Annalise with three proofs.
Annalise positioning the block for printing.

Saturday, January 11, 2014

La Ventana

L A  V E N T A N A

Alice Leora Briggs, La Ventana, chine collé woodcut, 61 1/2 x 41 1/2 inches, 2013

He looks up at us from a neo-natal position, coiled on a sagging wood floor. He is wary, almost cowering as he observes us staring back at him. Behind rises a chaotic landscape of architectural debris, a battered airplane, and industrial windows. They frame a basilica of wreckage, beyond only a distant building and a hint of undergrowth. A sparrow finds its way above the ruins. It is an alternate Lewis Carroll world: "We are all mad here," but it is another place and it is another man. 
Alice Leora Briggs notes that "All of my work is about Juárez." She fixes on her experiences and spends much time in northern Mexico, just across the bridge from El Paso. She travels as often as possible to an asylum built by a visionary and sited on the desert fringe of Juárez. She helps, she talks, she looks, she takes pictures, she brings tools and supplies, she works with the residents on art projects. They share meals together. She smells the place, touches the restraining bars, befriends the dogs, and listens.
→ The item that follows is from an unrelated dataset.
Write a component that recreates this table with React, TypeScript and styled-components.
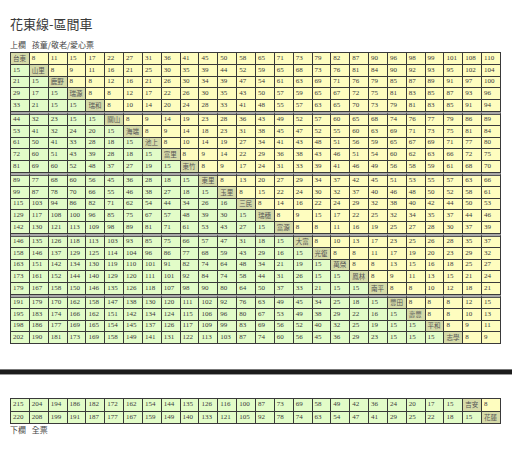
import styled, { createGlobalStyle } from 'styled-components';

const stations = [
  '台東', '山里', '鹿野', '瑞源', '瑞和', '關山', '海端', '池上', '富里', '東竹', '東里', '玉里', '三民',
  '瑞穗', '富源', '大富', '光復', '萬榮', '鳳林', '南平', '豐田', '壽豐', '平和', '志學', '吉安', '花蓮',
];

// each row: fares before the station cell, then fares after it
const fares: number[][] = [
  [8, 11, 15, 17, 22, 27, 31, 36, 41, 45, 50, 58, 65, 71, 73, 79, 82, 87, 90, 96, 98, 99, 101, 108, 110],
  [15, 8, 9, 11, 16, 21, 25, 30, 35, 39, 44, 52, 59, 65, 68, 73, 76, 81, 84, 90, 92, 93, 95, 102, 104],
  [21, 15, 8, 8, 12, 16, 21, 26, 30, 34, 39, 47, 54, 61, 63, 69, 71, 76, 79, 85, 87, 89, 91, 97, 100],
  [29, 17, 15, 8, 8, 12, 17, 22, 26, 30, 35, 43, 50, 57, 59, 65, 67, 72, 75, 81, 83, 85, 87, 93, 96],
  [33, 21, 15, 15, 8, 10, 14, 20, 24, 28, 33, 41, 48, 55, 57, 63, 65, 70, 73, 79, 81, 83, 85, 91, 94],
  [44, 32, 23, 15, 15, 8, 9, 14, 19, 23, 28, 36, 43, 49, 52, 57, 60, 65, 68, 74, 76, 77, 79, 86, 89],
  [53, 41, 32, 24, 20, 15, 8, 9, 14, 18, 23, 31, 38, 45, 47, 52, 55, 60, 63, 69, 71, 73, 75, 81, 84],
  [61, 50, 41, 33, 28, 18, 15, 8, 10, 14, 19, 27, 34, 41, 43, 48, 51, 56, 59, 65, 67, 69, 71, 77, 80],
  [72, 60, 51, 43, 39, 28, 18, 15, 8, 9, 14, 22, 29, 36, 38, 43, 46, 51, 54, 60, 62, 63, 66, 72, 75],
  [81, 69, 60, 52, 48, 37, 27, 19, 15, 8, 9, 17, 24, 31, 33, 39, 41, 46, 49, 56, 58, 59, 61, 68, 70],
  [89, 77, 68, 60, 56, 45, 36, 28, 18, 15, 8, 13, 20, 27, 29, 34, 37, 42, 45, 51, 53, 55, 57, 63, 66],
  [99, 87, 78, 70, 66, 55, 46, 38, 27, 18, 15, 8, 15, 22, 24, 30, 32, 37, 40, 46, 48, 50, 52, 58, 61],
  [115, 103, 94, 86, 82, 71, 62, 54, 44, 34, 26, 16, 8, 14, 16, 22, 24, 29, 32, 38, 40, 42, 44, 50, 53],
  [129, 117, 108, 100, 96, 85, 75, 67, 57, 48, 39, 30, 15, 8, 9, 15, 17, 22, 25, 32, 34, 35, 37, 44, 46],
  [142, 130, 121, 113, 109, 98, 89, 81, 71, 61, 53, 43, 27, 15, 8, 8, 11, 16, 19, 25, 27, 28, 30, 37, 39],
  [146, 135, 126, 118, 113, 103, 93, 85, 75, 66, 57, 47, 31, 18, 15, 8, 10, 13, 17, 23, 25, 26, 28, 35, 37],
  [158, 146, 137, 129, 125, 114, 104, 96, 86, 77, 68, 59, 43, 29, 16, 15, 8, 8, 11, 17, 19, 20, 23, 29, 32],
  [163, 151, 142, 134, 130, 119, 110, 101, 91, 82, 74, 64, 48, 34, 21, 19, 15, 8, 8, 13, 15, 16, 18, 25, 27],
  [173, 161, 152, 144, 140, 129, 120, 111, 101, 92, 84, 74, 58, 44, 31, 26, 15, 15, 8, 9, 11, 13, 15, 21, 24],
  [179, 167, 158, 150, 146, 135, 126, 118, 107, 98, 90, 80, 64, 50, 37, 33, 21, 15, 15, 8, 8, 10, 12, 18, 21],
  [191, 179, 170, 162, 158, 147, 138, 130, 120, 111, 102, 92, 76, 63, 49, 45, 34, 25, 18, 15, 8, 8, 8, 12, 15],
  [195, 183, 174, 166, 162, 151, 142, 134, 124, 115, 106, 96, 80, 67, 53, 49, 38, 29, 22, 16, 15, 8, 8, 10, 13],
  [198, 186, 177, 169, 165, 154, 145, 137, 126, 117, 109, 99, 83, 69, 56, 52, 40, 32, 25, 19, 15, 15, 8, 9, 11],
  [202, 190, 181, 173, 169, 158, 149, 141, 131, 122, 113, 103, 87, 74, 60, 56, 45, 36, 29, 23, 15, 15, 15, 8, 9],
  [215, 204, 194, 186, 182, 172, 162, 154, 144, 135, 126, 116, 100, 87, 73, 69, 58, 49, 42, 36, 24, 20, 17, 15, 8],
  [220, 208, 199, 191, 187, 177, 167, 159, 149, 140, 133, 121, 105, 92, 78, 74, 63, 54, 47, 41, 29, 25, 22, 18, 15],
];

type Kind = 'lower' | 'station' | 'upper';

const GlobalStyle = createGlobalStyle`
  body {
    margin: 0;
    background: #fff;
    font-family: "Liberation Serif", "Noto Sans CJK TC", serif;
    color: #333;
  }
`;

const Page = styled.div`
  padding: 14px 10px 0;
`;

const Title = styled.h1`
  margin: 0;
  font-family: "Noto Sans CJK TC", sans-serif;
  font-size: 13px;
  font-weight: 400;
  line-height: 20px;
  color: #3a3a3a;
`;

const Note = styled.p`
  margin: 6px 0 2px;
  font-family: "Noto Sans CJK TC", sans-serif;
  font-size: 8px;
  line-height: 10px;
  color: #444;
  word-spacing: 4px;
`;

const FareTable = styled.table`
  width: 491px;
  table-layout: fixed;
  border-collapse: separate;
  border-spacing: 0;
  border-top: 1px solid #3a3a3a;
  border-left: 1px solid #3a3a3a;
`;

const bg: Record<Kind, string> = {
  lower: '#e2fcc8',
  station: '#d6dba8',
  upper: '#fefdbf',
};

const Cell = styled.td<{ $kind: Kind; $groupStart?: boolean; $tall?: boolean }>`
  box-sizing: border-box;
  height: ${(p) => (p.$tall ? 12.5 : 11.8) + (p.$groupStart ? 2 : 0)}px;
  padding: 0 0 0 2px;
  overflow: hidden;
  white-space: nowrap;
  font-family: ${(p) =>
    p.$kind === 'station' ? '"Noto Sans CJK TC", sans-serif' : '"Liberation Serif", serif'};
  font-size: ${(p) => (p.$kind === 'station' ? 6.5 : 7)}px;
  line-height: 9px;
  color: ${(p) => (p.$kind === 'station' ? '#555' : '#3a3a3a')};
  background: ${(p) => bg[p.$kind]};
  border-right: 1px solid #3a3a3a;
  border-bottom: 1px solid #3a3a3a;
  border-top: ${(p) => (p.$groupStart ? '2px solid #a8a8a8' : '0')};
  box-shadow: ${(p) => (p.$groupStart ? 'inset 0 1px 0 #555' : 'none')};
`;

const Bar = styled.div`
  margin: 25px -10px 23px;
  height: 6px;
  background: #1c1c1c;
  border-top: 1px solid #777;
  border-bottom: 1px solid #999;
  box-sizing: border-box;
`;

const Footer = styled.p`
  margin: 1px 0 0;
  font-family: "Noto Sans CJK TC", sans-serif;
  font-size: 8px;
  line-height: 10px;
  color: #444;
  word-spacing: 4px;
`;

const FareRow = ({ index, groupStart, tall }: { index: number; groupStart?: boolean; tall?: boolean }) => {
  const row = fares[index];
  return (
    <tr>
      {stations.map((_, col) => {
        const kind: Kind = col < index ? 'lower' : col === index ? 'station' : 'upper';
        const text = kind === 'station' ? stations[index] : row[col < index ? col : col - 1];
        return (
          <Cell key={col} $kind={kind} $groupStart={groupStart} $tall={tall}>
            {text}
          </Cell>
        );
      })}
    </tr>
  );
};

export default function App() {
  const upperRows = Array.from({ length: 24 }, (_, i) => i);
  return (
    <Page>
      <GlobalStyle />
      <Title>花東線-區間車</Title>
      <Note>上欄 孩童/敬老/愛心票</Note>
      <FareTable>
        <tbody>
          {upperRows.map((i) => (
            <FareRow key={i} index={i} groupStart={i > 0 && i % 5 === 0} />
          ))}
        </tbody>
      </FareTable>
      <Bar />
      <FareTable>
        <tbody>
          <FareRow index={24} tall />
          <FareRow index={25} tall />
        </tbody>
      </FareTable>
      <Footer>下欄 全票</Footer>
    </Page>
  );
}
She is drawn to the people here and drifts to this place again and again. It resembles both heaven and hell.
This monumental woodcut print, La Ventana, is one of many images that Alice has conjured from the asylum in Juárez. Printed as an edition of ten, it is available at Flatbed Press and Gallery. Alice's large woodcut is the largest chine collé relief project (61 1/2 x 41 1/2 inches) created at Flatbed Press. Her carving of the wood panel at this scale yielded a richness of minute details articulated over the entire surface. The chine collé refers to the natural buff color in the print that was created with pieces of a Japan paper called Kitikata collaged onto the print while being printed.   

La Ventana, translated from the Spanish as "the window", may be the closest some of us will get to this borderland. Just like the border between the U.S. and Mexico, we see through a glass lens and perceive a barrier. Maybe it is a mirror.